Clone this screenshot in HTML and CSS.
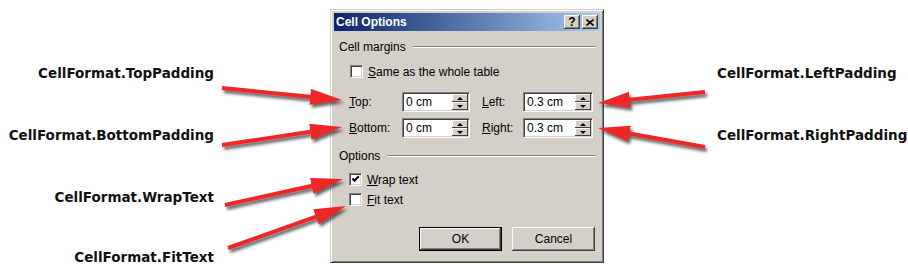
FILE: index.html
```html
<html>
  <head>
    <title>Cell Options</title>
    <meta name="viewport" content="width=device-width, initial-scale=1.0">
    <link rel="stylesheet" href="styles.css">
  </head>
  <body>
    <div class="page">
      <div class="notes notes-left">
        <div class="note">CellFormat.TopPadding</div>
        <div class="note">CellFormat.BottomPadding</div>
        <div class="note">CellFormat.WrapText</div>
        <div class="note note-fit">CellFormat.FitText</div>
      </div>

      <div class="dialog">
        <div class="titlebar">
          <span class="title">Cell Options</span>
          <span class="cbtn cbtn-help">?</span>
          <span class="cbtn cbtn-close">
            <svg width="8" height="7" viewBox="0 0 8 7"><path d="M0.5 0.5 L7.5 6.5 M7.5 0.5 L0.5 6.5" stroke="#000" stroke-width="1.6"/></svg>
          </span>
        </div>

        <div class="body">
          <div class="group"><span>Cell margins</span><i class="rule"></i></div>

          <div class="check check-same">
            <span class="box"></span>
            <span><u>S</u>ame as the whole table</span>
          </div>

          <div class="margins">
            <span class="lbl"><u>T</u>op:</span>
            <div class="spin spin-a"><span class="val">0 cm</span><span class="spinbtns"><span class="up"></span><span class="dn"></span></span></div>
            <span class="lbl lbl-r"><u>L</u>eft:</span>
            <div class="spin spin-b"><span class="val">0.3 cm</span><span class="spinbtns"><span class="up"></span><span class="dn"></span></span></div>

            <span class="lbl"><u>B</u>ottom:</span>
            <div class="spin spin-a"><span class="val">0 cm</span><span class="spinbtns"><span class="up"></span><span class="dn"></span></span></div>
            <span class="lbl lbl-r"><u>R</u>ight:</span>
            <div class="spin spin-b"><span class="val">0.3 cm</span><span class="spinbtns"><span class="up"></span><span class="dn"></span></span></div>
          </div>

          <div class="group group-opts"><span>Options</span><i class="rule"></i></div>

          <div class="check check-wrap">
            <span class="box">
              <svg width="9" height="9" viewBox="0 0 9 9"><path d="M1.5 3.5 L3.5 5.8 L7.8 1.3" fill="none" stroke="#000" stroke-width="2"/></svg>
            </span>
            <span><u>W</u>rap text</span>
          </div>
          <div class="check check-fit">
            <span class="box"></span>
            <span><u>F</u>it text</span>
          </div>

          <div class="buttons">
            <div class="btn btn-default">OK</div>
            <div class="btn">Cancel</div>
          </div>
        </div>
      </div>

      <div class="notes notes-right">
        <div class="note">CellFormat.LeftPadding</div>
        <div class="note">CellFormat.RightPadding</div>
      </div>

      <svg class="arrows" width="908" height="277" viewBox="0 0 908 277">
        <defs>
          <marker id="head" markerUnits="userSpaceOnUse" markerWidth="34" markerHeight="18" refX="10" refY="8" orient="auto">
            <path d="M0 0 L32 8 L0 16 Z" fill="#ee2626"/>
          </marker>
          <filter id="shadow" x="-20%" y="-50%" width="140%" height="200%">
            <feDropShadow dx="2" dy="3" stdDeviation="1.6" flood-color="#333" flood-opacity="0.75"/>
          </filter>
        </defs>
        <g filter="url(#shadow)" stroke="#ee2626" stroke-width="4" marker-end="url(#head)">
          <line x1="222" y1="88" x2="320.1" y2="97.8"/>
          <line x1="222" y1="145" x2="320.2" y2="130.3"/>
          <line x1="705" y1="92" x2="619.9" y2="100.8"/>
          <line x1="705" y1="147" x2="619.6" y2="131.8"/>
          <line x1="225" y1="205" x2="321.5" y2="183.7"/>
          <line x1="228" y1="248" x2="325.3" y2="213.4"/>
        </g>
      </svg>
    </div>
  </body>
</html>
```

FILE: styles.css
```css
body {
  margin: 0;
  background: #fff;
}

.page {
  position: relative;
  display: flex;
  width: 908px;
  height: 277px;
}

/* annotations */
.notes {
  display: flex;
  flex-direction: column;
  gap: 46px;
  padding-top: 65px;
  font: bold 13.5px/16px "DejaVu Sans", Verdana, sans-serif;
  color: #111;
  white-space: nowrap;
}

.notes-left {
  width: 214px;
  align-items: flex-end;
}

.notes-right {
  margin-left: 113px;
}

.note-fit {
  margin-top: -2px;
}

.arrows {
  position: absolute;
  left: 0;
  top: 0;
  pointer-events: none;
}

/* dialog window */
.dialog {
  box-sizing: border-box;
  width: 274px;
  height: 254px;
  margin: 9px 0 0 116px;
  padding: 3px;
  background: #d4d0c8;
  border: 1px solid;
  border-color: #d4d0c8 #404040 #404040 #d4d0c8;
  box-shadow: inset 1px 1px #fff, inset -1px -1px #808080;
  font: 12px/14px "Liberation Sans", Arial, sans-serif;
  color: #000;
}

.titlebar {
  display: flex;
  align-items: center;
  height: 18px;
  padding: 0 2px;
  background: linear-gradient(to right, #0a246a, #a6caf0);
}

.title {
  flex: 1;
  font-weight: bold;
  color: #fff;
}

.cbtn {
  box-sizing: border-box;
  display: flex;
  align-items: center;
  justify-content: center;
  width: 16px;
  height: 14px;
  background: #d4d0c8;
  box-shadow: inset -1px -1px #404040, inset 1px 1px #fff, inset -2px -2px #808080;
  font: bold 12px/12px "Liberation Sans", Arial, sans-serif;
}

.cbtn-close {
  margin-left: 2px;
}

.body {
  padding: 9px 4px 0 5px;
}

.group {
  display: flex;
  align-items: center;
}

.rule {
  flex: 1;
  height: 0;
  margin-left: 7px;
  border-top: 1px solid #808080;
  border-bottom: 1px solid #fff;
}

.group-opts {
  margin-top: 11px;
}

.check {
  display: flex;
  align-items: center;
  gap: 5px;
  height: 13px;
  margin-left: 11px;
}

.check-same {
  margin-top: 11px;
}

.check-wrap {
  margin-top: 10px;
  margin-left: 10px;
}

.check-fit {
  margin-top: 7px;
  margin-left: 10px;
}

.box {
  box-sizing: border-box;
  display: flex;
  align-items: center;
  justify-content: center;
  width: 13px;
  height: 13px;
  background: #fff;
  border: 1px solid;
  border-color: #808080 #fff #fff #808080;
  box-shadow: inset 1px 1px #404040, inset -1px -1px #d4d0c8;
}

.margins {
  display: grid;
  grid-template-columns: 53px 68px 53px 70px;
  row-gap: 6px;
  align-items: center;
  margin: 14px 0 0 10px;
}

.lbl-r {
  padding-left: 12px;
}

.spin {
  box-sizing: border-box;
  display: flex;
  height: 20px;
  padding: 1px;
  background: #fff;
  border: 1px solid;
  border-color: #808080 #fff #fff #808080;
  box-shadow: inset 1px 1px #404040, inset -1px -1px #d4d0c8;
}

.val {
  flex: 1;
  padding-left: 2px;
  line-height: 16px;
}

.spinbtns {
  display: flex;
  flex-direction: column;
  width: 16px;
}

.spinbtns span {
  flex: 1;
  display: flex;
  align-items: center;
  justify-content: center;
  background: #d4d0c8;
  box-shadow: inset -1px -1px #404040, inset 1px 1px #fff;
}

.spinbtns .up::after {
  content: "";
  border-left: 3px solid transparent;
  border-right: 3px solid transparent;
  border-bottom: 3px solid #000;
}

.spinbtns .dn::after {
  content: "";
  border-left: 3px solid transparent;
  border-right: 3px solid transparent;
  border-top: 3px solid #000;
}

.buttons {
  display: flex;
  justify-content: flex-end;
  gap: 10px;
  margin-top: 21px;
  padding-right: 1px;
}

.btn {
  box-sizing: border-box;
  display: flex;
  align-items: center;
  justify-content: center;
  width: 83px;
  height: 24px;
  background: #d4d0c8;
  box-shadow: inset -1px -1px #404040, inset 1px 1px #fff, inset -2px -2px #808080;
}

.btn-default {
  border: 1px solid #000;
}
```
══════════
Task description
Without the pictures, transcribe the listing above exactly.

Exercise result
Clone this screenshot in HTML and CSS.
FILE: index.html
```html
<html>
  <head>
    <title>Cell Options</title>
    <meta name="viewport" content="width=device-width, initial-scale=1.0">
    <link rel="stylesheet" href="styles.css">
  </head>
  <body>
    <div class="page">
      <div class="notes notes-left">
        <div class="note">CellFormat.TopPadding</div>
        <div class="note">CellFormat.BottomPadding</div>
        <div class="note">CellFormat.WrapText</div>
        <div class="note note-fit">CellFormat.FitText</div>
      </div>

      <div class="dialog">
        <div class="titlebar">
          <span class="title">Cell Options</span>
          <span class="cbtn cbtn-help">?</span>
          <span class="cbtn cbtn-close">
            <svg width="8" height="7" viewBox="0 0 8 7"><path d="M0.5 0.5 L7.5 6.5 M7.5 0.5 L0.5 6.5" stroke="#000" stroke-width="1.6"/></svg>
          </span>
        </div>

        <div class="body">
          <div class="group"><span>Cell margins</span><i class="rule"></i></div>

          <div class="check check-same">
            <span class="box"></span>
            <span><u>S</u>ame as the whole table</span>
          </div>

          <div class="margins">
            <span class="lbl"><u>T</u>op:</span>
            <div class="spin spin-a"><span class="val">0 cm</span><span class="spinbtns"><span class="up"></span><span class="dn"></span></span></div>
            <span class="lbl lbl-r"><u>L</u>eft:</span>
            <div class="spin spin-b"><span class="val">0.3 cm</span><span class="spinbtns"><span class="up"></span><span class="dn"></span></span></div>

            <span class="lbl"><u>B</u>ottom:</span>
            <div class="spin spin-a"><span class="val">0 cm</span><span class="spinbtns"><span class="up"></span><span class="dn"></span></span></div>
            <span class="lbl lbl-r"><u>R</u>ight:</span>
            <div class="spin spin-b"><span class="val">0.3 cm</span><span class="spinbtns"><span class="up"></span><span class="dn"></span></span></div>
          </div>

          <div class="group group-opts"><span>Options</span><i class="rule"></i></div>

          <div class="check check-wrap">
            <span class="box">
              <svg width="9" height="9" viewBox="0 0 9 9"><path d="M1.5 3.5 L3.5 5.8 L7.8 1.3" fill="none" stroke="#000" stroke-width="2"/></svg>
            </span>
            <span><u>W</u>rap text</span>
          </div>
          <div class="check check-fit">
            <span class="box"></span>
            <span><u>F</u>it text</span>
          </div>

          <div class="buttons">
            <div class="btn btn-default">OK</div>
            <div class="btn">Cancel</div>
          </div>
        </div>
      </div>

      <div class="notes notes-right">
        <div class="note">CellFormat.LeftPadding</div>
        <div class="note">CellFormat.RightPadding</div>
      </div>

      <svg class="arrows" width="908" height="277" viewBox="0 0 908 277">
        <defs>
          <marker id="head" markerUnits="userSpaceOnUse" markerWidth="34" markerHeight="18" refX="10" refY="8" orient="auto">
            <path d="M0 0 L32 8 L0 16 Z" fill="#ee2626"/>
          </marker>
          <filter id="shadow" x="-20%" y="-50%" width="140%" height="200%">
            <feDropShadow dx="2" dy="3" stdDeviation="1.6" flood-color="#333" flood-opacity="0.75"/>
          </filter>
        </defs>
        <g filter="url(#shadow)" stroke="#ee2626" stroke-width="4" marker-end="url(#head)">
          <line x1="222" y1="88" x2="320.1" y2="97.8"/>
          <line x1="222" y1="145" x2="320.2" y2="130.3"/>
          <line x1="705" y1="92" x2="619.9" y2="100.8"/>
          <line x1="705" y1="147" x2="619.6" y2="131.8"/>
          <line x1="225" y1="205" x2="321.5" y2="183.7"/>
          <line x1="228" y1="248" x2="325.3" y2="213.4"/>
        </g>
      </svg>
    </div>
  </body>
</html>
```

FILE: styles.css
```css
body {
  margin: 0;
  background: #fff;
}

.page {
  position: relative;
  display: flex;
  width: 908px;
  height: 277px;
}

/* annotations */
.notes {
  display: flex;
  flex-direction: column;
  gap: 46px;
  padding-top: 65px;
  font: bold 13.5px/16px "DejaVu Sans", Verdana, sans-serif;
  color: #111;
  white-space: nowrap;
}

.notes-left {
  width: 214px;
  align-items: flex-end;
}

.notes-right {
  margin-left: 113px;
}

.note-fit {
  margin-top: -2px;
}

.arrows {
  position: absolute;
  left: 0;
  top: 0;
  pointer-events: none;
}

/* dialog window */
.dialog {
  box-sizing: border-box;
  width: 274px;
  height: 254px;
  margin: 9px 0 0 116px;
  padding: 3px;
  background: #d4d0c8;
  border: 1px solid;
  border-color: #d4d0c8 #404040 #404040 #d4d0c8;
  box-shadow: inset 1px 1px #fff, inset -1px -1px #808080;
  font: 12px/14px "Liberation Sans", Arial, sans-serif;
  color: #000;
}

.titlebar {
  display: flex;
  align-items: center;
  height: 18px;
  padding: 0 2px;
  background: linear-gradient(to right, #0a246a, #a6caf0);
}

.title {
  flex: 1;
  font-weight: bold;
  color: #fff;
}

.cbtn {
  box-sizing: border-box;
  display: flex;
  align-items: center;
  justify-content: center;
  width: 16px;
  height: 14px;
  background: #d4d0c8;
  box-shadow: inset -1px -1px #404040, inset 1px 1px #fff, inset -2px -2px #808080;
  font: bold 12px/12px "Liberation Sans", Arial, sans-serif;
}

.cbtn-close {
  margin-left: 2px;
}

.body {
  padding: 9px 4px 0 5px;
}

.group {
  display: flex;
  align-items: center;
}

.rule {
  flex: 1;
  height: 0;
  margin-left: 7px;
  border-top: 1px solid #808080;
  border-bottom: 1px solid #fff;
}

.group-opts {
  margin-top: 11px;
}

.check {
  display: flex;
  align-items: center;
  gap: 5px;
  height: 13px;
  margin-left: 11px;
}

.check-same {
  margin-top: 11px;
}

.check-wrap {
  margin-top: 10px;
  margin-left: 10px;
}

.check-fit {
  margin-top: 7px;
  margin-left: 10px;
}

.box {
  box-sizing: border-box;
  display: flex;
  align-items: center;
  justify-content: center;
  width: 13px;
  height: 13px;
  background: #fff;
  border: 1px solid;
  border-color: #808080 #fff #fff #808080;
  box-shadow: inset 1px 1px #404040, inset -1px -1px #d4d0c8;
}

.margins {
  display: grid;
  grid-template-columns: 53px 68px 53px 70px;
  row-gap: 6px;
  align-items: center;
  margin: 14px 0 0 10px;
}

.lbl-r {
  padding-left: 12px;
}

.spin {
  box-sizing: border-box;
  display: flex;
  height: 20px;
  padding: 1px;
  background: #fff;
  border: 1px solid;
  border-color: #808080 #fff #fff #808080;
  box-shadow: inset 1px 1px #404040, inset -1px -1px #d4d0c8;
}

.val {
  flex: 1;
  padding-left: 2px;
  line-height: 16px;
}

.spinbtns {
  display: flex;
  flex-direction: column;
  width: 16px;
}

.spinbtns span {
  flex: 1;
  display: flex;
  align-items: center;
  justify-content: center;
  background: #d4d0c8;
  box-shadow: inset -1px -1px #404040, inset 1px 1px #fff;
}

.spinbtns .up::after {
  content: "";
  border-left: 3px solid transparent;
  border-right: 3px solid transparent;
  border-bottom: 3px solid #000;
}

.spinbtns .dn::after {
  content: "";
  border-left: 3px solid transparent;
  border-right: 3px solid transparent;
  border-top: 3px solid #000;
}

.buttons {
  display: flex;
  justify-content: flex-end;
  gap: 10px;
  margin-top: 21px;
  padding-right: 1px;
}

.btn {
  box-sizing: border-box;
  display: flex;
  align-items: center;
  justify-content: center;
  width: 83px;
  height: 24px;
  background: #d4d0c8;
  box-shadow: inset -1px -1px #404040, inset 1px 1px #fff, inset -2px -2px #808080;
}

.btn-default {
  border: 1px solid #000;
}
```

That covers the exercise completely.